BEGIN

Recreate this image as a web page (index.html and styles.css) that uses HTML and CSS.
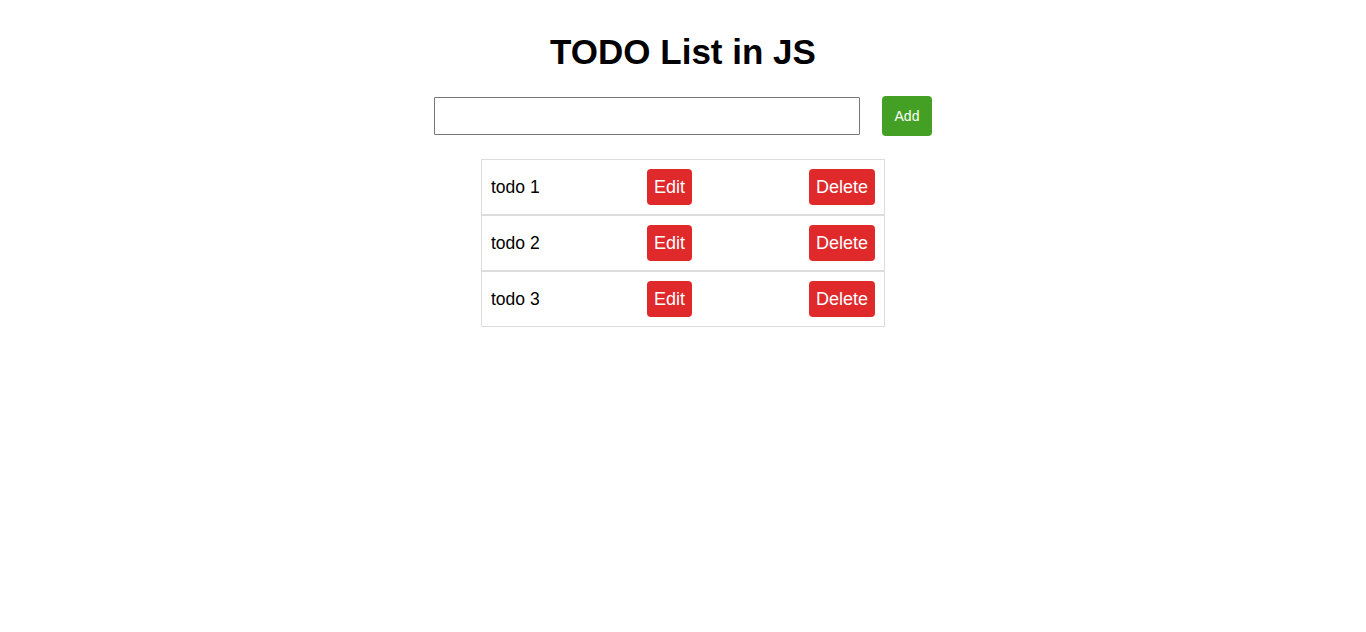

END
BEGIN

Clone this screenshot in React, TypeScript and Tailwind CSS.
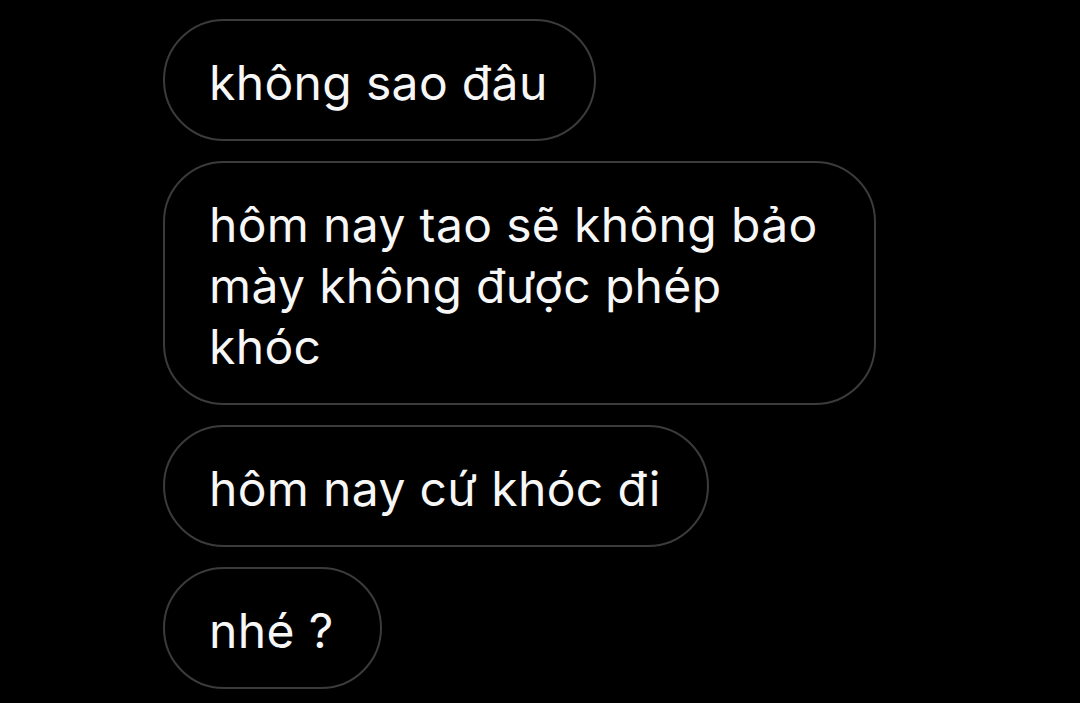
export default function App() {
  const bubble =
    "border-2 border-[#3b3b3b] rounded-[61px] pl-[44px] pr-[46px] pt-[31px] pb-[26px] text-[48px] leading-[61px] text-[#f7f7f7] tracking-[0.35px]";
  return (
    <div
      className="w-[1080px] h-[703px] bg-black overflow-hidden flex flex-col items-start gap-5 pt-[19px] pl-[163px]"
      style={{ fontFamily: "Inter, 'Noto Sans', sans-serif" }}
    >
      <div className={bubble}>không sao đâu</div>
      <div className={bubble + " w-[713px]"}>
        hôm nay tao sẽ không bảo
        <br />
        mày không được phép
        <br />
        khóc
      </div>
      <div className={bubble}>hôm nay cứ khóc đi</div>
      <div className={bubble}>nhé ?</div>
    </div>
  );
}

END
BEGIN

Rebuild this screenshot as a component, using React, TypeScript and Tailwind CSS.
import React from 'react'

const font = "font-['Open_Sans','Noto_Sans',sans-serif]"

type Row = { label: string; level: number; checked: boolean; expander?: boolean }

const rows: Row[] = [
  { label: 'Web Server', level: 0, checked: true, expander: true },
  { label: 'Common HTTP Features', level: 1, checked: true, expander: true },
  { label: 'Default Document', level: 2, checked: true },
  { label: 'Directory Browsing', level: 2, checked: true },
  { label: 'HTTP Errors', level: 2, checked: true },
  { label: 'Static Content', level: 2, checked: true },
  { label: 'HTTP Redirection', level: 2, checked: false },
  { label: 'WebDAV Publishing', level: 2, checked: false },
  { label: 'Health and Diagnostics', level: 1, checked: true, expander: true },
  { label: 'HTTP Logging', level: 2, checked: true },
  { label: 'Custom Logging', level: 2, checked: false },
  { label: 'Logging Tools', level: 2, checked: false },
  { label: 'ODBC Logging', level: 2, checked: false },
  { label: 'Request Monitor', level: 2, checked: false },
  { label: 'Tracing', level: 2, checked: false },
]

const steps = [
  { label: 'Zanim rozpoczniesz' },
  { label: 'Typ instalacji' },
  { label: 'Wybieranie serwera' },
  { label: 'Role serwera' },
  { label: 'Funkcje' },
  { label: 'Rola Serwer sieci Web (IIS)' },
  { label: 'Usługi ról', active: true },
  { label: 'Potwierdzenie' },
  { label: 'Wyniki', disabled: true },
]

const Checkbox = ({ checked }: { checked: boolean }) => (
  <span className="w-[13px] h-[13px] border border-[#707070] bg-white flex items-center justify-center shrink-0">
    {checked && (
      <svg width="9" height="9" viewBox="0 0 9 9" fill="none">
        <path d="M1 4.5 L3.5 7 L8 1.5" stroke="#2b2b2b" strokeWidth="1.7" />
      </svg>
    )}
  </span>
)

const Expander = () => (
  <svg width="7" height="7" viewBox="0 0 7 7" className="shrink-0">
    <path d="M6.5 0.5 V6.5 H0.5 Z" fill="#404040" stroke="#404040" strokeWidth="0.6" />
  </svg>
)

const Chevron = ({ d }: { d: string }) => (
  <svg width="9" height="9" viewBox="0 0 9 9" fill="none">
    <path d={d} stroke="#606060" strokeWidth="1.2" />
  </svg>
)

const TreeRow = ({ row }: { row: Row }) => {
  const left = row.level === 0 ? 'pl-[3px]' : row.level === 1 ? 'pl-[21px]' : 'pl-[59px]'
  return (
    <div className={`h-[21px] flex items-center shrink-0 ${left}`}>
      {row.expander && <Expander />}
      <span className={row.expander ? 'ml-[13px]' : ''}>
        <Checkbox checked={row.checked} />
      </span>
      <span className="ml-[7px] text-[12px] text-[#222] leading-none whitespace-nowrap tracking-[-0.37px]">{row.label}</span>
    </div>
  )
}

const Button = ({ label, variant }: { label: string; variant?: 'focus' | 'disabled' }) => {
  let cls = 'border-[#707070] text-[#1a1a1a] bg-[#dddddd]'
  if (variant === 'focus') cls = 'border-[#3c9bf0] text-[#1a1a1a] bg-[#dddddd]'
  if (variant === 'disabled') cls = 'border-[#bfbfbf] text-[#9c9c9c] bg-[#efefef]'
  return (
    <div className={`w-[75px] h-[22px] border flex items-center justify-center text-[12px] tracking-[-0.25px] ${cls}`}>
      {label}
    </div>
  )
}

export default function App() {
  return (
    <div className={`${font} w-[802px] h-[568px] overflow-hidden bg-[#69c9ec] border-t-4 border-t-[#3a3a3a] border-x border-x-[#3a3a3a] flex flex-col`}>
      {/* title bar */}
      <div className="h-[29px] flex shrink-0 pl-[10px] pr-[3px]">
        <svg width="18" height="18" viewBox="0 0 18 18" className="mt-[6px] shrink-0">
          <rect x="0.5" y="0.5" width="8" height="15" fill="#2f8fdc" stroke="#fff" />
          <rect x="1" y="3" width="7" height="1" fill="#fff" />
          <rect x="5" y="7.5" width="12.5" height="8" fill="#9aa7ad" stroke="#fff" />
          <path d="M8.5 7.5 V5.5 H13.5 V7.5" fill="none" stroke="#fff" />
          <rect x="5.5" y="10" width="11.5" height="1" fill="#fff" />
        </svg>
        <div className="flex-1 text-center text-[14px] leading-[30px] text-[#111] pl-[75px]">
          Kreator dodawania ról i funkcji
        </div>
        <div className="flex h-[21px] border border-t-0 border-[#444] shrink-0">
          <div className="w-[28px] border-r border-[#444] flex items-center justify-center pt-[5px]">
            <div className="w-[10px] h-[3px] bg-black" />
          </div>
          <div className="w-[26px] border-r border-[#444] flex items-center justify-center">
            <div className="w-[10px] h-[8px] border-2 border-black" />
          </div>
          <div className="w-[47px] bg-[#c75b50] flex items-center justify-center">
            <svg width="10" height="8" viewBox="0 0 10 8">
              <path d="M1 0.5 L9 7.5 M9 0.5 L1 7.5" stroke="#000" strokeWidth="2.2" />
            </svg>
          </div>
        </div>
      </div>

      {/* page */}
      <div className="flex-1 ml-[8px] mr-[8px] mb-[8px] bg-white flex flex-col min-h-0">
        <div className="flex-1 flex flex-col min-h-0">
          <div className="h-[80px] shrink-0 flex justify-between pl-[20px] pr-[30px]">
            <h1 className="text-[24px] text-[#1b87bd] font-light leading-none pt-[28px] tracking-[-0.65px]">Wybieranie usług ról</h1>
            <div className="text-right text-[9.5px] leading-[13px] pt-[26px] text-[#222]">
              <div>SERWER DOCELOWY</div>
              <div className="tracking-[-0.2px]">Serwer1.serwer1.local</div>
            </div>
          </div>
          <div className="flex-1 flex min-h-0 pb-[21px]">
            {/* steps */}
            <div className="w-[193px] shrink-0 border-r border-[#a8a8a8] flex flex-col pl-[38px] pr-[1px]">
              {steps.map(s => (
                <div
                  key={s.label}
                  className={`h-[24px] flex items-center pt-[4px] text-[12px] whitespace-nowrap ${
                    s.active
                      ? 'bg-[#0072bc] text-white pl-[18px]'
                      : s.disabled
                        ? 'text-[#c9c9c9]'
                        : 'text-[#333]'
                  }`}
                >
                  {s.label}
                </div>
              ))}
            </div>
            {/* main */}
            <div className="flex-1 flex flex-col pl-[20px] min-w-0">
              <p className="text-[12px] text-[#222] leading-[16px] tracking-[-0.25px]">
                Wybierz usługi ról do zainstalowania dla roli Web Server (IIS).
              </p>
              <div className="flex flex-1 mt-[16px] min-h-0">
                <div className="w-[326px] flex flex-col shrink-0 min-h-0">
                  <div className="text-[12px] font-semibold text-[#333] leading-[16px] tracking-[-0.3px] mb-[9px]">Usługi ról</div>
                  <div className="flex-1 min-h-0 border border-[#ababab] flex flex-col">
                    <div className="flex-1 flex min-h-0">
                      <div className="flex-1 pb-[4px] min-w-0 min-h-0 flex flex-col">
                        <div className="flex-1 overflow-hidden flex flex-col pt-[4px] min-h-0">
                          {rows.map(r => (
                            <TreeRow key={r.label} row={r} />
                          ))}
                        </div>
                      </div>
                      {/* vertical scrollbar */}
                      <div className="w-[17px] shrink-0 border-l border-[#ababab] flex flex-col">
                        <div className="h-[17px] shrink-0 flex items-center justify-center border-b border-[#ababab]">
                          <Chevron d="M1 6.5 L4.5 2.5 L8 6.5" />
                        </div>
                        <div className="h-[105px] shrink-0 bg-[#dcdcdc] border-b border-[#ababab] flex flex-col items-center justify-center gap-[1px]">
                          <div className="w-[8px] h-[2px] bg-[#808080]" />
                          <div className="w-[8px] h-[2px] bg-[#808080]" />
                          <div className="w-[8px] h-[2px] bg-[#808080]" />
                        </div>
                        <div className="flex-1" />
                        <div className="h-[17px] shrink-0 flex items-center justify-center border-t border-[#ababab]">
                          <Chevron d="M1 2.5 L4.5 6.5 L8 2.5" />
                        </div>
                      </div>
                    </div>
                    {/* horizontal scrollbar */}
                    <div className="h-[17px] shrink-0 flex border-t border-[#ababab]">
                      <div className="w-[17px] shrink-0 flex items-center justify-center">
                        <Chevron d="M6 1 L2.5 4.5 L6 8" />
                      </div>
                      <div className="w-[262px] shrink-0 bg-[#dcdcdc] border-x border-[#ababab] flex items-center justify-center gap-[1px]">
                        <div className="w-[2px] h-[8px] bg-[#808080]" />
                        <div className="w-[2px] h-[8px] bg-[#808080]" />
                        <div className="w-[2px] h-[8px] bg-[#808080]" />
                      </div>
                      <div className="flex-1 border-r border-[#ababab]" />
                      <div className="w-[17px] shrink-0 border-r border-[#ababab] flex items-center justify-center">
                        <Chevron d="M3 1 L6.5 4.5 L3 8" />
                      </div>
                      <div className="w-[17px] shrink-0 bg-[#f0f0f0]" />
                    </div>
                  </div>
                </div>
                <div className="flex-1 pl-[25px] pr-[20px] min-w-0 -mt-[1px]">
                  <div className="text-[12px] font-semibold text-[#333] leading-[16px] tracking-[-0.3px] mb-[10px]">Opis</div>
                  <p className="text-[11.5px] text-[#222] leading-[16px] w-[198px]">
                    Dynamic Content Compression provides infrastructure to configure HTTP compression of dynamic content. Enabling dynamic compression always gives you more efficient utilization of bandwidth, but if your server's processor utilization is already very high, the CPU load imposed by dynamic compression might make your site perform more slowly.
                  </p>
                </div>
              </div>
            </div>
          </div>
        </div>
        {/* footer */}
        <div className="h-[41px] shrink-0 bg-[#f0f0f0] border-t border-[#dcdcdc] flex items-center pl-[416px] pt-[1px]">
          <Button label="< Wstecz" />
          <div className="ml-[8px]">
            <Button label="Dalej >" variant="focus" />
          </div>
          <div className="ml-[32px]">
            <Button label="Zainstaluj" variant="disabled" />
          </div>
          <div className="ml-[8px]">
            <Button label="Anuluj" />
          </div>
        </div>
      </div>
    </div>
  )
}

END

▶ **What to produce**
All lines above from the one containing "Rebuild this screenshot" to the one containing "string; level: number;" must be repeated exactly, both lines included, and no others.

▶ **Solution to the problem**
Rebuild this screenshot as a component, using React, TypeScript and Tailwind CSS.
import React from 'react'

const font = "font-['Open_Sans','Noto_Sans',sans-serif]"

type Row = { label: string; level: number; checked: boolean; expander?: boolean }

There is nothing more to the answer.